### [What the task requires]
Copy out each line of the listing that has the word "index" in it.

### [Available data]
==============================

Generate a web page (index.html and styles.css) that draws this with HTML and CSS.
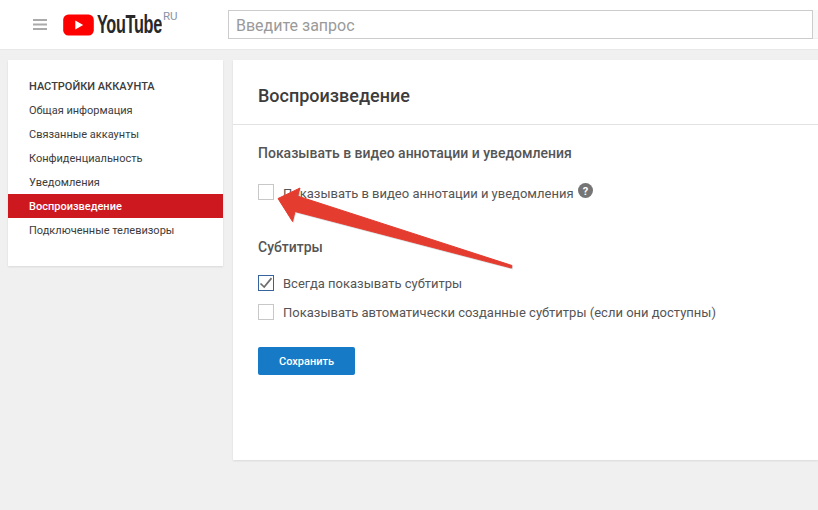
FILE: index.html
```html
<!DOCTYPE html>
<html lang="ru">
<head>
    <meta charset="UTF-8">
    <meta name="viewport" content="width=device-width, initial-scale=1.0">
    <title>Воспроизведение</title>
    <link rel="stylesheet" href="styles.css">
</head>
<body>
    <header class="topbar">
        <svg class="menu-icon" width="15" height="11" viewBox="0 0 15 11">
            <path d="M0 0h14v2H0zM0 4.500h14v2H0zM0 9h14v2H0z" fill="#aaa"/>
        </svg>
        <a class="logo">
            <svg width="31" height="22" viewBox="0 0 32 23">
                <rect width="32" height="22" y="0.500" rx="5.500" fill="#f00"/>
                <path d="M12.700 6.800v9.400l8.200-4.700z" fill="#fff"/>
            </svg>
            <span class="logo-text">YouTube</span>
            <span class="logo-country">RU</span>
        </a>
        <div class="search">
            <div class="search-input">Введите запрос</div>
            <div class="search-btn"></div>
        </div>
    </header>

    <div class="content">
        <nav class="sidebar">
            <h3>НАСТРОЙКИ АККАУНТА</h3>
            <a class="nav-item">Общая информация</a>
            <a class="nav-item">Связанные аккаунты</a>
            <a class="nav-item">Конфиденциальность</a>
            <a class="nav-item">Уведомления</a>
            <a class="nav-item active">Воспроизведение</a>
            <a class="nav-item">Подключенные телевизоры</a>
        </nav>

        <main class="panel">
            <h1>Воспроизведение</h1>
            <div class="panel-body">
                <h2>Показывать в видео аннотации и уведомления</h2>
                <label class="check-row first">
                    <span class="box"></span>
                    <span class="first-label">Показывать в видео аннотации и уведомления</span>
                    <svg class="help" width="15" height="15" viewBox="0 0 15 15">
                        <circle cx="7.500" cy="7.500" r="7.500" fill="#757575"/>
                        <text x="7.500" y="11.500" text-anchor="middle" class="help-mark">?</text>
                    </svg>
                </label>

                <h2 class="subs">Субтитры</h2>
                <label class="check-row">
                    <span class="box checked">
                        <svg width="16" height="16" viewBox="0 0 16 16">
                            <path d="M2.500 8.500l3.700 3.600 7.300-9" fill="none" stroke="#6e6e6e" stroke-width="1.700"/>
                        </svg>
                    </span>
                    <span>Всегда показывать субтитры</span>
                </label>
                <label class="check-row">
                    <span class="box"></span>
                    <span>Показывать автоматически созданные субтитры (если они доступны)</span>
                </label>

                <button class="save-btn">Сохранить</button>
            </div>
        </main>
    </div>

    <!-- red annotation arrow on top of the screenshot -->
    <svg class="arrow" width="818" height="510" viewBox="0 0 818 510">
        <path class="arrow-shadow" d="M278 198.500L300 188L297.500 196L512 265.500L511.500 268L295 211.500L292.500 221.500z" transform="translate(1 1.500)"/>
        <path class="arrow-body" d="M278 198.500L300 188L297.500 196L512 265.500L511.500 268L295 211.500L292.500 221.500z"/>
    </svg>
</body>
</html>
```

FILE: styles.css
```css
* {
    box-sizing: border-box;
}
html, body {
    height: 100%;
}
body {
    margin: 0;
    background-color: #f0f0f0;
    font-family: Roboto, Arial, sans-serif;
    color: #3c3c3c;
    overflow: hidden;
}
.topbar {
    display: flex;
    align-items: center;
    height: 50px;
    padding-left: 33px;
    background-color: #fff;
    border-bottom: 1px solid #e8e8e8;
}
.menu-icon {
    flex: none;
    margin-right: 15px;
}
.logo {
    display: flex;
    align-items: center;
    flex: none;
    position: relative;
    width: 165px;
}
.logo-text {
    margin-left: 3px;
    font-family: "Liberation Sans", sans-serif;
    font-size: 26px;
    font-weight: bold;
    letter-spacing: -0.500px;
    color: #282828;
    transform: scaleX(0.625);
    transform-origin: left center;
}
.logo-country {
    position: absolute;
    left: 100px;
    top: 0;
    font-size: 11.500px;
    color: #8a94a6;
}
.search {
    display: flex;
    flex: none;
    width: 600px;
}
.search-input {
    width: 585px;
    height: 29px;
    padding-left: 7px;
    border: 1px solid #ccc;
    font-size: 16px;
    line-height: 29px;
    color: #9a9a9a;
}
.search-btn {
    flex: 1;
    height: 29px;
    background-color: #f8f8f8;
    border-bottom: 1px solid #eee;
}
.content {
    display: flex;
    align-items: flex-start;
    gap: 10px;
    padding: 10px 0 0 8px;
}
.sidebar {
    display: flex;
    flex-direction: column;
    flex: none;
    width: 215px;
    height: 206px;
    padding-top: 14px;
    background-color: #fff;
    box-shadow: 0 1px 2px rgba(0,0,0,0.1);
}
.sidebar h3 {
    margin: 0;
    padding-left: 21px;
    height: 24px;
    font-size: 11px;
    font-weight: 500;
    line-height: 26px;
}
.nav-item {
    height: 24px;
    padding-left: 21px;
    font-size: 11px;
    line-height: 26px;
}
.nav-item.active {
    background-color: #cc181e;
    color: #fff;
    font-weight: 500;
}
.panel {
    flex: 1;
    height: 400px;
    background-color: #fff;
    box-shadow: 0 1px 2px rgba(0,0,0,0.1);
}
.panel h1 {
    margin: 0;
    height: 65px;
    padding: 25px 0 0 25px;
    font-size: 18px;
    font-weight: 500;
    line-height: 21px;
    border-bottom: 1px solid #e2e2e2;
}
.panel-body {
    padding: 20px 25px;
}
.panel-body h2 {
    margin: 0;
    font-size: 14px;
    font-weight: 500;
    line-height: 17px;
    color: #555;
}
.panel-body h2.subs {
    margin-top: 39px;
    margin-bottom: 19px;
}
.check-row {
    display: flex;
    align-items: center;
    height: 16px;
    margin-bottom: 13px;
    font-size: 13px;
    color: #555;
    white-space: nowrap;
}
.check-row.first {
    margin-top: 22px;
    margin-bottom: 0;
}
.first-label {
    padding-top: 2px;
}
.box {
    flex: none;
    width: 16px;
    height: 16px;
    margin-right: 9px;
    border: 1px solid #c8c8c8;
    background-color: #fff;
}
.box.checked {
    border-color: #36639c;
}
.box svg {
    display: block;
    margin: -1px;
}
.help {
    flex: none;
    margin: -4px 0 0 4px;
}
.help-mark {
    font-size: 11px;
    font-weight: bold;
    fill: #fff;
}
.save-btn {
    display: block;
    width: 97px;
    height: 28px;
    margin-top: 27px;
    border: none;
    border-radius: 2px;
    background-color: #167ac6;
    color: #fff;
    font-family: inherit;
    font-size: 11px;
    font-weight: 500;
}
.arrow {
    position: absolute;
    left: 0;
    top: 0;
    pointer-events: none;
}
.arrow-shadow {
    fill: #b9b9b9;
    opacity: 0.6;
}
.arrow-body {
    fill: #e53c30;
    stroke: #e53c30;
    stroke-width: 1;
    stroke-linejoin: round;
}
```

==============================

### [Solution to this exercise]
Generate a web page (index.html and styles.css) that draws this with HTML and CSS.
FILE: index.html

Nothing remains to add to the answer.